6.5 Regression Slope Versus Correlation
One thing worth pointing out here is that the regression slope is not the same thing as the correlation coefficient. Let’s compare the formulas for both of them: \begin{split} b_1 &= \frac{s_{X,Y}}{s_X^2} \\ r_{X,Y}&=\frac{s_{X,Y}}{s_X s_Y} \end{split} The numerators for both are the same, but the denominators are different. So in general they will be different. The interpretation of the values also differ.
There is one special case when both will have the same value. This is when s_X=s_Y. If we standardize both the X and Y variable (subtract the mean and divide by the standard deviation), then the sample correlation coefficient and sample regression slope will have the same value. This is because after standardizing the resulting variables both have a standard deviation of 1.

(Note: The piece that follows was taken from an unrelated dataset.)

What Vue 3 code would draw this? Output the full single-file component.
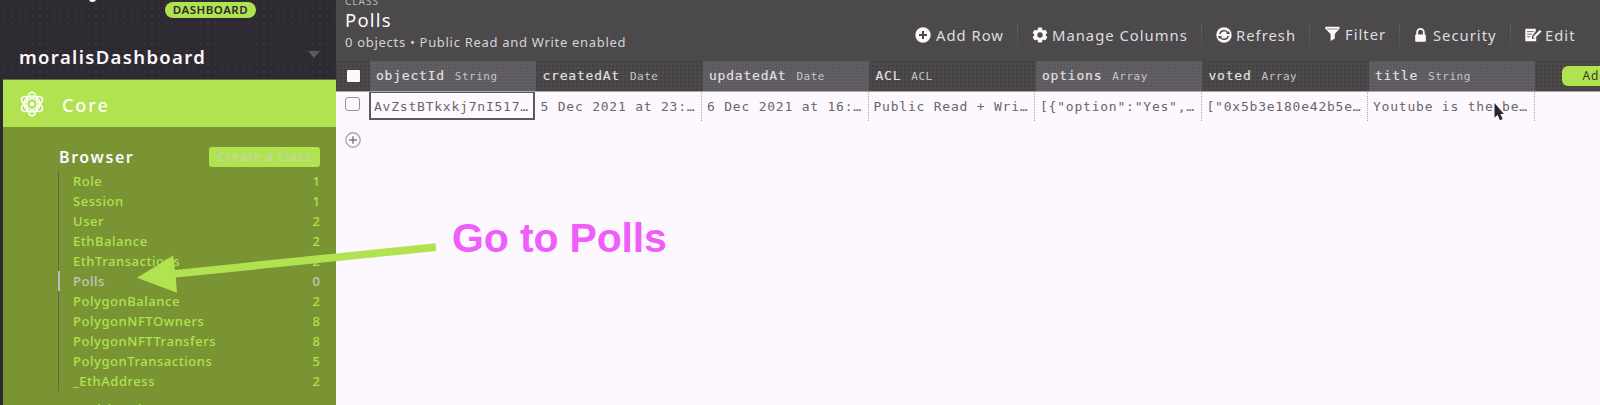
<script setup>
const classes = [
  ['Role', '1'], ['Session', '1'], ['User', '2'], ['EthBalance', '2'],
  ['EthTransactions', '2'], ['Polls', '0'], ['PolygonBalance', '2'],
  ['PolygonNFTOwners', '8'], ['PolygonNFTTransfers', '8'],
  ['PolygonTransactions', '5'], ['_EthAddress', '2'],
]
const columns = [
  { name: 'objectId', type: 'String', value: 'AvZstBTkxkj7nI517…' },
  { name: 'createdAt', type: 'Date', value: '5 Dec 2021 at 23:…' },
  { name: 'updatedAt', type: 'Date', value: '6 Dec 2021 at 16:…' },
  { name: 'ACL', type: 'ACL', value: 'Public Read + Wri…' },
  { name: 'options', type: 'Array', value: '[{"option":"Yes",…' },
  { name: 'voted', type: 'Array', value: '["0x5b3e180e42b5e…' },
  { name: 'title', type: 'String', value: 'Youtube is the be…' },
]
const tools = [
  { label: 'Add Row', icon: 'add' },
  { label: 'Manage Columns', icon: 'gear' },
  { label: 'Refresh', icon: 'refresh' },
  { label: 'Filter', icon: 'filter' },
  { label: 'Security', icon: 'lock' },
  { label: 'Edit', icon: 'edit' },
]
</script>

<template>
  <div class="app">
    <aside class="sidebar">
      <div class="brand">
        <i class="logo-tail"></i>
        <span class="badge">DASHBOARD</span>
        <div class="project"><span>moralisDashboard</span><i class="caret"></i></div>
      </div>
      <div class="core">
        <svg class="atom" width="26" height="26" viewBox="0 0 26 26" fill="none" stroke="#fff" stroke-width="1.4">
          <ellipse cx="13" cy="13" rx="5.2" ry="11.8" />
          <ellipse cx="13" cy="13" rx="5.2" ry="11.8" transform="rotate(60 13 13)" />
          <ellipse cx="13" cy="13" rx="5.2" ry="11.8" transform="rotate(120 13 13)" />
          <circle cx="13" cy="13" r="8" />
          <circle cx="13" cy="13" r="2.3" fill="#fff" stroke="none" />
        </svg>
        <span>Core</span>
      </div>
      <div class="browser">
        <div class="browser-head"><span class="browser-title">Browser</span><span class="create">Create a class</span></div>
        <div class="list">
          <div v-for="c in classes" :key="c[0]" class="item" :class="{ active: c[0] === 'Polls' }">
            <span>{{ c[0] }}</span><span class="count">{{ c[1] }}</span>
          </div>
        </div>
        <div class="next">Webhooks</div>
      </div>
    </aside>

    <main class="main">
      <header class="toolbar">
        <div class="heading">
          <div class="kicker">CLASS</div>
          <div class="title">Polls</div>
          <div class="sub">0 objects • Public Read and Write enabled</div>
        </div>
        <div class="tools">
          <div v-for="t in tools" :key="t.label" class="tool" :class="t.icon">
            <svg v-if="t.icon === 'add'" class="ico" width="16" height="16" viewBox="0 0 16 16">
              <circle cx="8" cy="8" r="7.7" fill="#fdf8fe" /><path d="M8 4v8M4 8h8" stroke="#4b494a" stroke-width="2" />
            </svg>
            <svg v-else-if="t.icon === 'gear'" class="ico" width="16" height="16" viewBox="0 0 16 16">
              <g fill="#fdf8fe"><circle cx="8" cy="8" r="5.8" />
                <rect x="5.8" y=".6" width="4.4" height="14.8" rx="1" />
                <rect x="5.8" y=".6" width="4.4" height="14.8" rx="1" transform="rotate(60 8 8)" />
                <rect x="5.8" y=".6" width="4.4" height="14.8" rx="1" transform="rotate(120 8 8)" /></g>
              <circle cx="8" cy="8" r="2.7" fill="#4b494a" />
            </svg>
            <svg v-else-if="t.icon === 'refresh'" class="ico" width="16" height="16" viewBox="0 0 16 16">
              <circle cx="8" cy="8" r="7.7" fill="#fdf8fe" />
              <path d="M3.8 7.2A4.3 4.3 0 0 1 11.6 5.6M12.2 8.8A4.3 4.3 0 0 1 4.4 10.4" fill="none" stroke="#4b494a" stroke-width="1.4" />
              <path d="M10 7h4l-1.3-3zM6 9H2l1.3 3z" fill="#4b494a" />
            </svg>
            <svg v-else-if="t.icon === 'filter'" class="ico" width="15" height="15" viewBox="0 0 15 15">
              <path d="M.3.8h14.2v2L9.8 8v4.6L5.6 15V8L.3 2.8z" fill="#fdf8fe" /><path d="M2 3h11" stroke="#777577" stroke-width=".8" />
            </svg>
            <svg v-else-if="t.icon === 'lock'" class="ico" width="11" height="14" viewBox="0 0 11 14">
              <path d="M2.2 7V4.2a3.3 3.3 0 0 1 6.6 0V7" fill="none" stroke="#fdf8fe" stroke-width="1.8" />
              <rect x=".2" y="6.4" width="10.6" height="7.4" rx=".8" fill="#fdf8fe" />
            </svg>
            <svg v-else class="ico" width="17" height="14" viewBox="0 0 17 14">
              <path d="M.3.8h10.5v2.4L7 8.2v2.7l2.4-.3 1.8-1.8v4.5H.3z" fill="#fdf8fe" />
              <path d="M2 3.6h6.8M2 6.2h5M2 8.8h3.4" stroke="#69666a" stroke-width=".9" />
              <path d="M8.2 10.3l.5-2.3L14.9 2l1.7 1.5-6.4 6.2z" fill="#fdf8fe" />
            </svg>
            <span class="tool-label">{{ t.label }}</span>
          </div>
        </div>
      </header>

      <div class="thead">
        <div class="check-cell"><i class="check-all"></i></div>
        <div v-for="c in columns" :key="c.name" class="th">
          <span class="col-name">{{ c.name }}</span><span class="col-type">{{ c.type }}</span>
        </div>
        <div class="th-end"><span class="add-col">Add a new column</span></div>
      </div>
      <div class="row">
        <div class="check-cell"><i class="check"></i></div>
        <div v-for="(c, i) in columns" :key="c.name" class="td" :class="{ selected: i === 0 }"><span class="value">{{ c.value }}</span></div>
      </div>
      <svg class="plus" width="16" height="16" viewBox="0 0 16 16" fill="none">
        <circle cx="8" cy="8" r="7.2" stroke="#a9a9ad" stroke-width="1.4" /><path d="M8 4.2v7.6M4.2 8h7.6" stroke="#77777b" stroke-width="1.4" />
      </svg>
    </main>

    <svg class="arrow" width="1600" height="405" viewBox="0 0 1600 405">
      <path d="M137 277.7L173.2 255.5 175 270 435.5 243.2 436.3 251 175.8 277.6 177 292.8z" fill="#b0e34f" />
      <path d="M1494.5 104.5v14.8l3.1-3 2.4 5.5 2.7-1.2-2.4-5.2h3.6z" fill="#29272e" transform="translate(0 -1.5)" />
    </svg>
    <div class="note">Go to Polls</div>
  </div>
</template>

<style>
body { overflow: hidden; }
</style>
<style scoped>
.app { position: relative; display: flex; width: 1600px; height: 405px; overflow: hidden; background: #fdf8fe; font-family: "Noto Sans", "Open Sans", sans-serif; white-space: nowrap; }
.sidebar { width: 333px; flex: none; border-left: 3px solid #2d2a31; background: #7a9433; }
.brand { position: relative; height: 80px; box-sizing: border-box; border-bottom: 1px solid #67713f; background: radial-gradient(circle at 2px 2px, #48464c 0 .5px, transparent .8px) 0 0 / 7px 7px, #2d2a31; }
.logo-tail { position: absolute; left: 86px; top: -4px; width: 7px; height: 6px; border-radius: 50%; background: #fff; }
.badge { position: absolute; left: 162px; top: 2px; width: 91px; height: 16px; border-radius: 8px; background: #b0e34f; color: #2d2a31; font-size: 11.5px; font-weight: 600; line-height: 16px; letter-spacing: .5px; text-align: center; }
.project { display: flex; align-items: center; justify-content: space-between; padding: 43px 16px 0 16px; color: #fdf8fe; font-size: 18.5px; font-weight: 600; line-height: 28px; letter-spacing: 1.35px; }
.caret { border: 6px solid transparent; border-top: 7px solid #5b595b; border-bottom: 0; margin-bottom: 5px; }
.core { display: flex; align-items: center; height: 47px; padding-left: 16px; background: #b0e34f; color: #fff; font-size: 18px; font-weight: 500; letter-spacing: 1.9px; }
.atom { margin: 0 17px 0 0; }
.core span { padding-top: 3px; }
.browser-head { display: flex; justify-content: space-between; align-items: center; padding: 19px 16px 1px 56px; height: 21px; }
.browser-title { color: #fdf8fe; font-size: 16px; font-weight: 600; letter-spacing: 1.6px; }
.create { width: 111px; height: 20px; border-radius: 3px; background: #b0e34f; color: #c9d2bd; font-size: 12px; line-height: 19px; letter-spacing: 1.2px; text-align: center; }
.list { margin: 3px 16px 0 55px; border-left: 1px solid #62664b; height: 220px; }
.item { display: flex; justify-content: space-between; height: 20px; padding-left: 14px; color: #b0e34f; font-size: 13px; font-weight: 500; line-height: 20px; letter-spacing: .55px; }
.item .count { letter-spacing: 0; }
.item.active { margin-left: -1px; padding-left: 13px; border-left: 2px solid #bcbcc0; color: #c5c8bf; }
.next { margin: 7px 0 0 70px; color: #b0e34f; font-size: 15px; line-height: 22px; letter-spacing: 1px; }
.main { flex: 1; min-width: 0; }
.toolbar { display: flex; height: 61px; background: radial-gradient(circle at 2px 2px, #5b595b 0 .5px, transparent .8px) 0 0 / 16px 10px, #4b494a; color: #fdf8fe; }
.heading { width: 568px; padding-left: 9px; }
.kicker { height: 5px; margin-top: -5px; padding-bottom: 5px; color: #b8b6ba; font-size: 10px; line-height: 13px; letter-spacing: 1px; }
.title { padding-top: 2px; padding-bottom: 1px; font-size: 18.5px; line-height: 26px; letter-spacing: 1.2px; }
.sub { margin-top: -1px; color: #d5d3d8; font-size: 13px; line-height: 18px; letter-spacing: .7px; }
.tools { display: grid; grid-template-columns: 114px 184px 108px 90px 111px 89px; height: 22px; margin-top: 24px; }
.tool { display: flex; align-items: center; height: 22px; padding-left: 11px; border-right: 1px dotted #656366; color: #dfdde2; font-size: 14.8px; letter-spacing: 1px; }
.tool.gear { padding-left: 14px; }
.tool.refresh { padding-left: 14px; }
.tool.filter { padding-left: 15px; }
.tool.lock { padding-left: 15px; }
.tool.edit { padding-left: 14px; border: 0; }
.ico { flex: none; margin-right: 4px; }
.add .ico { margin-right: 5px; }
.filter .ico { margin-right: 5px; }
.lock .ico { margin-right: 7px; }
.edit .ico { margin-right: 3px; }
.filter .tool-label, .filter .ico { margin-top: -3px; }
.thead { display: grid; grid-template-columns: 34px repeat(7, 166.5px) 1fr; height: 30px; background: radial-gradient(circle at 1px 1px, #2f2c33 0 .5px, transparent .8px) 0 0 / 4px 4px, #4b494a; font-family: "DejaVu Sans Mono", "Liberation Mono", monospace; }
.check-cell { padding: 9px 0 0 11px; }
.check-all { display: block; width: 13px; height: 12px; border-radius: 1px; background: #fdf8fe; }
.th { display: flex; align-items: center; gap: 10px; padding: 1px 0 0 6px; color: #e3e1e6; }
.th:nth-child(even) { margin-right: 1px; background: radial-gradient(circle at 1px 1px, #4b494a 0 .5px, transparent .8px) 0 0 / 3px 3px, #626064; }
.col-name, .col-type, .value { display: inline-block; transform: scaleY(.88); }
.col-name { font-size: 13px; letter-spacing: .78px; -webkit-text-stroke: .15px #e3e1e6; }
.col-type { color: #c6c4c9; font-size: 11px; letter-spacing: .5px; }
.th-end { padding: 5px 0 0 26px; overflow: hidden; }
.add-col { display: block; width: 130px; height: 20px; box-sizing: border-box; padding-left: 21px; border-radius: 6px; background: #b0e34f; color: #36382e; font-family: "Noto Sans", sans-serif; font-size: 12px; line-height: 20px; letter-spacing: .8px; }
.row { display: grid; grid-template-columns: 33px repeat(7, 166.5px); height: 29px; border-top: 1px solid #a9a7ab; box-sizing: border-box; }
.row .check-cell { padding: 5px 0 0 9px; }
.check { display: block; width: 13px; height: 12px; border: 1.5px solid #96959a; border-radius: 3px; }
.td { height: 29px; box-sizing: border-box; border-right: 1px dotted #a9a7ab; padding-left: 5px; color: #68666a; font-family: "DejaVu Sans Mono", "Liberation Mono", monospace; font-size: 13px; line-height: 30px; letter-spacing: .78px; }
.td.selected { height: 28px; border: 2px solid #565b5e; border-top-width: 1px; padding-left: 3px; margin-right: 1px; line-height: 28px; }
.plus { display: block; margin: 12px 0 0 9px; }
.arrow { position: absolute; left: 0; top: 0; }
.note { position: absolute; left: 452px; top: 214px; color: #ef5dfa; font: bold 41px/48px "Liberation Sans", sans-serif; letter-spacing: -.15px; }
</style>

6.6 Why Do We Call it Regression?
The word regression comes from the 1886 journal article Regression towards mediocrity in hereditary stature by Sir Francis Galton. After collecting data on the heights of many people and their children, he observed that while tall parents on average had tall children (and short parents on average had short children), on average the children’s heights were “less extreme” and closer to the mean height of the population than their parents. Thus people with extreme heights (tall or short) did not pass on their traits completely to their children. This phenomenon is called regression to the mean.